A new report from Amnesty International has found that some European Muslims are regularly denied employment and educational opportunities because of widespread cultural and religious stereotypes that lead to discrimination against them.
The report, titled “Choice and Prejudice: Discrimination Against Muslims in Europe“, examines the lives of Muslims in Switzerland, France, Belgium, Spain, and the Netherlands. It found that individuals who wear specific forms of dress, like a head scarf, or other symbols associated with Islam, do worse with jobs and schooling because of prejudicial attitudes and legal impunity in these European states.
The report documents several cases of discrimination and takes issue with the legal environments that allow such practices to go unchecked. It found problems caused by a lack of laws, such as in Switzerland, as well as laws that Amnesty International says help institutionalize stereotypes, like bans on certain forms of Islamic dress.
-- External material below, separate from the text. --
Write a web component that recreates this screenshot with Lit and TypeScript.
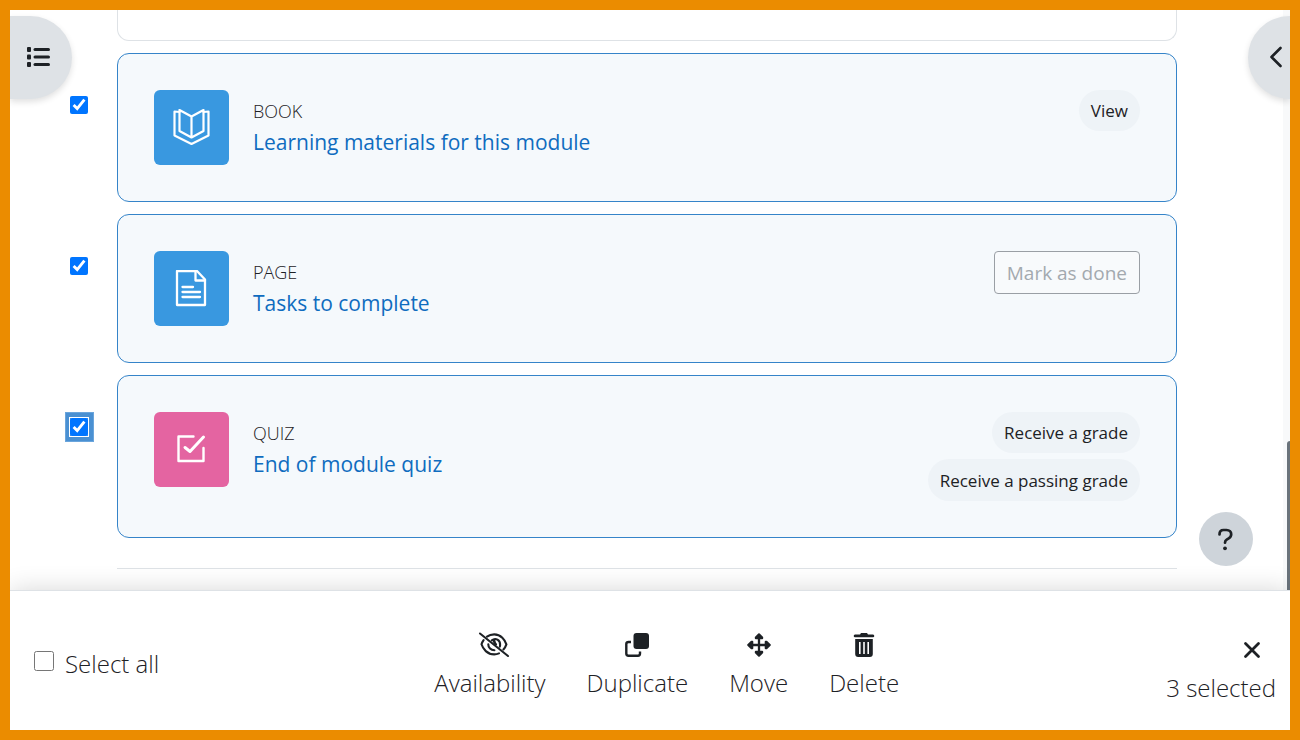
import { LitElement, html, svg, css } from "lit";
import { customElement, state } from "lit/decorators.js";
import { classMap } from "lit/directives/class-map.js";

type Activity = {
  id: string;
  kind: string;
  title: string;
  tone: "resource" | "assessment";
  badges: string[];
  manual?: boolean;
};

const ACTIVITIES: Activity[] = [
  { id: "book", kind: "BOOK", title: "Learning materials for this module", tone: "resource", badges: ["View"] },
  { id: "page", kind: "PAGE", title: "Tasks to complete", tone: "resource", badges: [], manual: true },
  { id: "quiz", kind: "QUIZ", title: "End of module quiz", tone: "assessment", badges: ["Receive a grade", "Receive a passing grade"] },
];

const GLYPHS: Record<string, unknown> = {
  book: svg`<g fill="none" stroke="currentColor" stroke-width="2.200" stroke-linejoin="round" stroke-linecap="round">
    <path d="M6.500 1 L18.500 7.500 L30.500 1 V22 L18.500 28.500 L6.500 22 Z M18.500 7.500 V28.500"/>
    <path d="M6.500 3 L1.500 2.500 V26.500 L18.500 35 L35.500 26.500 V2.500 L30.500 3"/></g>`,
  page: svg`<g fill="none" stroke="currentColor" stroke-width="2.300" stroke-linejoin="round" stroke-linecap="round">
    <path d="M4 1 H24 L32 9.500 V35 H4 Z"/><path d="M22.500 1 V10.500 H32"/>
    <path d="M9.500 17 H20 M9.500 22 H27 M9.500 27 H27"/></g>`,
  quiz: svg`<g fill="none" stroke="currentColor" stroke-width="2.400" stroke-linejoin="round" stroke-linecap="round">
    <path d="M20.500 5.500 H5.500 V30 H30.500 V17"/><path d="M12 16.500 L17 20.500 L30.500 6" stroke-width="3"/></g>`,
};

const icon = (kind: string, size: number, box: string, body: unknown) =>
  html`<svg class=${kind} width=${size} height=${size} viewBox=${box} aria-hidden="true">${body}</svg>`;

const LIST = svg`<g fill="currentColor"><rect x="1" y="1" width="4" height="5" rx="1"/><rect x="1" y="8.500" width="4" height="5" rx="1"/><rect x="1" y="16" width="4" height="5" rx="1"/>
  <rect x="7.500" y="2" width="16.500" height="3" rx="1.500"/><rect x="7.500" y="9.500" width="16.500" height="3" rx="1.500"/><rect x="7.500" y="17" width="16.500" height="3" rx="1.500"/></g>`;
const CHEVRON = svg`<path d="M16.500 2 L7.500 11 L16.500 20" fill="none" stroke="currentColor" stroke-width="2.600" stroke-linecap="round" stroke-linejoin="round"/>`;
const QUESTION = svg`<path d="M5.500 7.500 C5.500 4.500 7.300 3 9.500 3 H12.500 C15.500 3 17.200 5 17.200 7.300 C17.200 9.300 16.200 10.500 14.700 11.400 L12.700 12.600 C11.500 13.300 11 14 11 15.700" fill="none" stroke="currentColor" stroke-width="2.700" stroke-linecap="round"/><circle cx="11" cy="21.300" r="1.900" fill="currentColor"/>`;
const CLOSE = svg`<path d="M5.500 5.500 L18.500 18.500 M18.500 5.500 L5.500 18.500" stroke="currentColor" stroke-width="2.800" stroke-linecap="round"/>`;
const EYE_SLASH = svg`<g fill="none" stroke="currentColor" stroke-width="2.100" stroke-linecap="round">
  <path d="M2 4.500 L30 27"/>
  <path d="M9 7.700 C11 6.200 13.400 5.400 16.200 5.400 C23 5.400 27 11 28.400 15.300 C27.800 17.100 26.800 18.900 25.400 20.500"/>
  <path d="M5.600 11.200 C4.600 12.600 3.900 14 3.500 15.300 C5 20 9.200 25.400 16.200 25.400 C18 25.400 19.600 25 21 24.400"/>
  <path d="M13.800 11.300 C17.500 8.400 22.400 11 22.100 16 C22.100 16.700 22 17.200 21.800 17.700"/>
  <path d="M10.300 15.200 C10.200 18.700 12.900 21.200 16.400 21.200"/>
  <path d="M16 11.500 C16.500 13 16.200 13.800 17.800 15.400" stroke-width="2.600"/></g>`;
const DUPLICATE = svg`<rect x="8.500" y="0" width="15.500" height="16" rx="3" fill="currentColor"/>
  <path d="M6 9 H3.500 Q1.300 9 1.300 11 V20.500 Q1.300 22.700 3.500 22.700 H13 Q15 22.700 15 20.500 V18.500" fill="none" stroke="currentColor" stroke-width="2.400"/>`;
const MOVE = svg`<path d="M12 3 V21 M3 12 H21" stroke="currentColor" stroke-width="2.300"/>
  <g fill="currentColor" stroke="currentColor" stroke-width="2" stroke-linejoin="round"><path d="M12 1.200 L15.200 4.500 V5.300 H8.800 V4.500 Z M12 22.800 L8.800 19.500 V18.700 H15.200 V19.500 Z M1.200 12 L4.500 8.800 H5.300 V15.200 H4.500 Z M22.800 12 L19.500 15.200 H18.700 V8.800 H19.500 Z"/></g>`;
const TRASH = svg`<path fill="currentColor" fill-rule="evenodd" d="M9 0 H15 L16 1.500 H21 Q22.300 1.500 22.300 3 Q22.300 4.200 21 4.200 H3 Q1.700 4.200 1.700 3 Q1.700 1.500 3 1.500 H8 Z M3.200 6 H20.800 V21 Q20.800 24 17.800 24 H6.200 Q3.200 24 3.200 21 Z M7 9 V21 H8.600 V9 Z M11.200 9 V21 H12.800 V9 Z M15.400 9 V21 H17 V9 Z"/>`;

@customElement("activity-card")
export class ActivityCard extends LitElement {
  static properties = { activity: { attribute: false }, checked: { type: Boolean }, active: { type: Boolean } };
  declare activity: Activity;
  declare checked: boolean;
  declare active: boolean;

  static styles = css`
    :host { display: grid; grid-template-columns: 107px 1fr; }
    .pick { justify-self: end; align-self: start; display: flex; margin: 37px 23px 0 0; padding: 5px 5px 5px 4px; border: 1px solid transparent; }
    .pick.active { background: #4a90d2; border-color: #6aa5dc; }
    .pick input { width: 18px; height: 18px; margin: 0; accent-color: #0075ff; }
    .pick.active input { outline: 1px solid #fff; }
    .card { display: flex; align-items: flex-start; gap: 24px; padding: 36px; border: 1px solid #dee2e6; border-radius: 12px; background: #fff; }
    .card.selected { border-color: #3584c9; background: #f5f9fc; }
    .tile { flex: none; display: grid; place-items: center; width: 75px; height: 75px; border-radius: 6px; color: #fff; }
    .resource { background: #3998e0; }
    .assessment { background: #e464a1; }
    .text { flex: 1; padding-top: 8px; }
    .kind { font-size: 18px; line-height: 26px; font-weight: 300; color: #1d2125; }
    .title { display: block; font-size: 21px; line-height: 36px; color: #0f6cbf; text-decoration: none; }
    .badges { display: flex; flex-direction: column; align-items: flex-end; gap: 6px; }
    .badge { padding: 1px 12px 0; border-radius: 21px; background: #eef3f7; font-size: 17px; line-height: 40px; color: #1d2125; }
    .badge:nth-child(2) { line-height: 41px; }
    .done { padding: 1px 12px 0; border: 1px solid #9a9fa5; border-radius: 4px; background: #f8fafc; font: inherit; font-size: 19px; line-height: 40px; color: #a3a9af; }
  `;

  render() {
    const a = this.activity;
    return html`
      <label class=${classMap({ pick: true, active: this.active })}>
        <input type="checkbox" aria-label="Select ${a.title}" .checked=${this.checked}
          @change=${(e: Event) => this.dispatchEvent(new CustomEvent("pick", { detail: (e.target as HTMLInputElement).checked }))} />
      </label>
      <article class=${classMap({ card: true, selected: this.checked })}>
        <span class="tile ${a.tone}">${icon("glyph", 38, "0 0 38 38", GLYPHS[a.id])}</span>
        <div class="text">
          <div class="kind">${a.kind}</div>
          <a class="title" href="#${a.id}">${a.title}</a>
        </div>
        <div class="badges">
          ${a.badges.map((b) => html`<span class="badge">${b}</span>`)}
          ${a.manual ? html`<button class="done" disabled>Mark as done</button>` : ""}
        </div>
      </article>`;
  }
}

@customElement("app-root")
export class AppRoot extends LitElement {
  @state() private picked = new Set(ACTIVITIES.map((a) => a.id));
  @state() private current = "quiz";

  static styles = css`
    :host { box-sizing: border-box; display: flex; flex-direction: column; height: 100vh; overflow: hidden; border: 10px solid #eb8c00; background: #fff; color: #1d2125; font-family: "Segoe UI", "Open Sans", "Noto Sans", sans-serif; }
    * { box-sizing: border-box; }
    button { font: inherit; color: inherit; border: 0; background: none; padding: 0; cursor: pointer; }
    .main { position: relative; flex: 1; min-height: 0; overflow: hidden; }
    .list { display: flex; flex-direction: column; gap: 12px; padding-right: 113px; }
    .previous { height: 31px; margin-left: 107px; border: 1px solid #dee2e6; border-top: 0; border-radius: 0 0 12px 12px; }
    .end { margin: 18px 0 0 107px; border: 0; border-top: 1px solid #dee2e6; }
    .track { position: absolute; top: 0; right: 0; bottom: 0; width: 7px; background: #f8f9fa; }
    .thumb { position: absolute; right: 0; bottom: 0; width: 3px; height: 149px; border-radius: 3px 0 0 0; background: #6a737b; }
    .drawer { position: absolute; top: 6px; display: flex; align-items: center; height: 83px; background: #dee2e6; box-shadow: 0 3px 6px rgba(0, 0, 0, 0.12); }
    .index { left: 0; width: 62px; padding-left: 16px; border-radius: 0 42px 42px 0; }
    .blocks { right: 0; width: 42px; padding-left: 16px; border-radius: 42px 0 0 42px; }
    .help { position: absolute; right: 37px; bottom: 24px; display: grid; place-items: center; width: 54px; height: 54px; border-radius: 50%; background: #ced4da; }
    .bar { position: relative; display: flex; align-items: center; justify-content: space-between; height: 140px; padding: 6px 14px 0 24px; border-top: 1px solid #dee2e6; background: #fff; box-shadow: 0 0 24px rgba(0, 0, 0, 0.16); font-size: 24px; font-weight: 300; line-height: 38px; }
    .all { display: flex; align-items: center; gap: 11px; }
    .all input { width: 20px; height: 20px; margin: 0 0 6px; }
    .actions { display: flex; gap: 41px; padding-left: 8px; }
    .action, .status { display: flex; flex-direction: column; align-items: center; }
    .action svg { height: 38px; }
    .status { align-items: flex-end; padding-top: 10px; }
    .close { display: flex; padding: 7px 12px; }
  `;

  private pick(id: string, on: boolean) {
    const next = new Set(this.picked);
    on ? next.add(id) : next.delete(id);
    this.picked = next;
    this.current = id;
  }

  private action(label: string, size: number, box: string, body: unknown) {
    return html`<button class="action">${icon("glyph", size, box, body)}<span>${label}</span></button>`;
  }

  render() {
    return html`
      <main class="main">
        <div class="list">
          <div class="previous"></div>
          ${ACTIVITIES.map((a) => html`<activity-card .activity=${a} .checked=${this.picked.has(a.id)} .active=${this.current === a.id}
            @pick=${(e: CustomEvent) => this.pick(a.id, e.detail)}></activity-card>`)}
          <hr class="end" />
        </div>
        <div class="track"></div>
        <div class="thumb"></div>
        <button class="drawer index" aria-label="Open course index">${icon("glyph", 24, "0 0 24 24", LIST)}</button>
        <button class="drawer blocks" aria-label="Open block drawer">${icon("glyph", 24, "0 0 24 24", CHEVRON)}</button>
        <button class="help" aria-label="Help">${icon("glyph", 24, "0 0 24 24", QUESTION)}</button>
      </main>
      <footer class="bar">
        <label class="all"><input type="checkbox" /><span>Select all</span></label>
        <div class="actions">
          ${this.action("Availability", 40, "-8 0 40 32", EYE_SLASH)}
          ${this.action("Duplicate", 24, "0 0 24 24", DUPLICATE)}
          ${this.action("Move", 24, "0 0 24 24", MOVE)}
          ${this.action("Delete", 24, "0 0 24 24", TRASH)}
        </div>
        <div class="status">
          <button class="close" aria-label="Close">${icon("glyph", 24, "0 0 24 24", CLOSE)}</button>
          <span>${this.picked.size} selected</span>
        </div>
      </footer>`;
  }
}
The European Union’s Employment Framework Directive, which applies to member states, holds that different treatment on the grounds of religion or belief amounts to discrimination. Domestic legislation in Belgium, France, the Netherlands, and Spain mirrors that stance.
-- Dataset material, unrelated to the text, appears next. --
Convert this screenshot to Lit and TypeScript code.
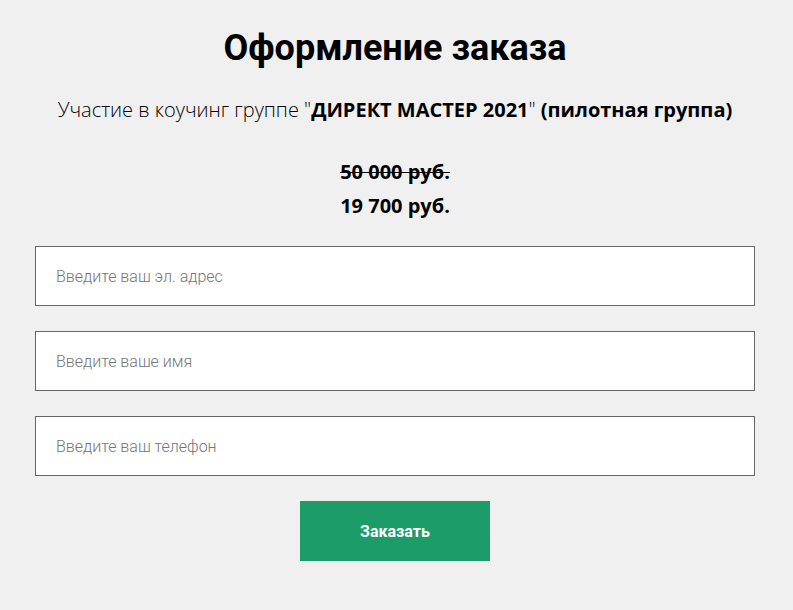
import { LitElement, html, css } from "lit";
import { customElement } from "lit/decorators.js";

interface Field {
  name: string;
  type: string;
  placeholder: string;
}

const FIELDS: Field[] = [
  { name: "email", type: "email", placeholder: "Введите ваш эл. адрес" },
  { name: "name", type: "text", placeholder: "Введите ваше имя" },
  { name: "phone", type: "tel", placeholder: "Введите ваш телефон" },
];

@customElement("app-root")
export class AppRoot extends LitElement {
  static styles = css`
    :host {
      display: block;
      min-height: 100vh;
      box-sizing: border-box;
      padding: 24px 38px 24px 35px;
      background: #f0f0f0;
      color: #000;
      font-family: "Open Sans", "Noto Sans", sans-serif;
      font-size: 20px;
      font-weight: 300;
      line-height: 34px;
      text-align: center;
    }
    .title {
      margin: 0;
      font-family: Roboto, sans-serif;
      font-size: 36px;
      font-weight: 700;
      line-height: 48px;
    }
    .offer {
      margin: 21px 0 28px;
    }
    .offer strong,
    .price strong {
      font-weight: 700;
    }
    .price {
      margin: 0;
    }
    .price s {
      text-decoration-thickness: 1px;
    }
    .form {
      display: flex;
      flex-direction: column;
      align-items: center;
      gap: 25px;
      margin-top: 23px;
    }
    .field {
      display: block;
      width: 100%;
    }
    .input {
      display: block;
      width: 100%;
      height: 60px;
      box-sizing: border-box;
      padding: 0 20px;
      border: 1px solid #666;
      border-radius: 0;
      background: #fff;
      color: #000;
      font: 300 16px Roboto, sans-serif;
    }
    .input::placeholder {
      color: #757575;
      opacity: 1;
    }
    .submit {
      height: 60px;
      padding: 0 60px;
      border: 0;
      background: #1b9c68;
      color: #fff;
      font: 700 16px Roboto, sans-serif;
      cursor: pointer;
    }
  `;

  render() {
    return html`
      <h1 class="title">Оформление заказа</h1>
      <p class="offer">
        Участие в коучинг группе "<strong>ДИРЕКТ МАСТЕР 2021</strong>" <strong>(пилотная группа)</strong>
      </p>
      <p class="price">
        <s><strong>50 000 руб.</strong></s><br />
        <strong>19 700 руб.</strong>
      </p>
      <form class="form" @submit=${(e: Event) => e.preventDefault()}>
        ${FIELDS.map(
          (f) => html`
            <label class="field">
              <input class="input" type=${f.type} name=${f.name} placeholder=${f.placeholder} aria-label=${f.placeholder} />
            </label>
          `
        )}
        <button class="submit" type="submit">Заказать</button>
      </form>
    `;
  }
}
But Marco Perolini, Amnesty’s expert on discrimination and the report’s author, says the rights group found lax implementation of those laws and some places where no laws exist at all.
“What we found is that in some countries, such as France, the Netherlands, and Belgium, this existing legislation is not appropriately implemented, and this is actually of course a concern,” Perolini says.
“On the other hand, there are other countries – specifically, Switzerland, which is not a member of the European Union – where there is not comprehensive antidiscrimination legislation,” he adds. “In Switzerland, there is no specific legislation prohibiting discrimination on the ground of religion or belief in the area of employment.”
Amnesty says employers are allowed to discriminate on the basis that religious or cultural symbols could upset their clients or contradict their company’s corporate image. The report profiles Amel, from Paris, an experienced social worker who wears a head scarf and has had difficulty finding work.
In an interview to become a counselor to victims of domestic violence, the employer told her that she couldn’t wear her head scarf because, “How would you be able to convince a female Muslim victim of domestic violence that she needs to remove her head scarf in order to find employment and be financially independent?”
That attitude has been reinforced by the debate in several European countries – Austria, Belgium, Bosnia-Herzegovina, Denmark, France, Italy, the Netherlands, Spain, Switzerland, and the United Kingdom – over whether to prohibit full-face veils in public. France and Belgium have already done so.
Perolini says such laws “violate the right to freedom of expression and the right to freedom of religion or belief for Muslims in Europe”. “What we are putting into question is the compliance of general bans with international human rights standards,” he adds.
The report also looks at European public schools and concluded that here, too, laws against Islamic dress are hurting Muslims. Girls denied the right to wear the head scarf will leave school rather than comply with the ban, the report suggests.
Amnesty International is calling on European governments to more strongly enforce existing laws and find ways to counter negative Muslim stereotypes and prevailing attitudes – what Perolini describes as “a groundswell of opinion in many European countries that Islam is all right and Muslims are OK so long as they are not too visible.”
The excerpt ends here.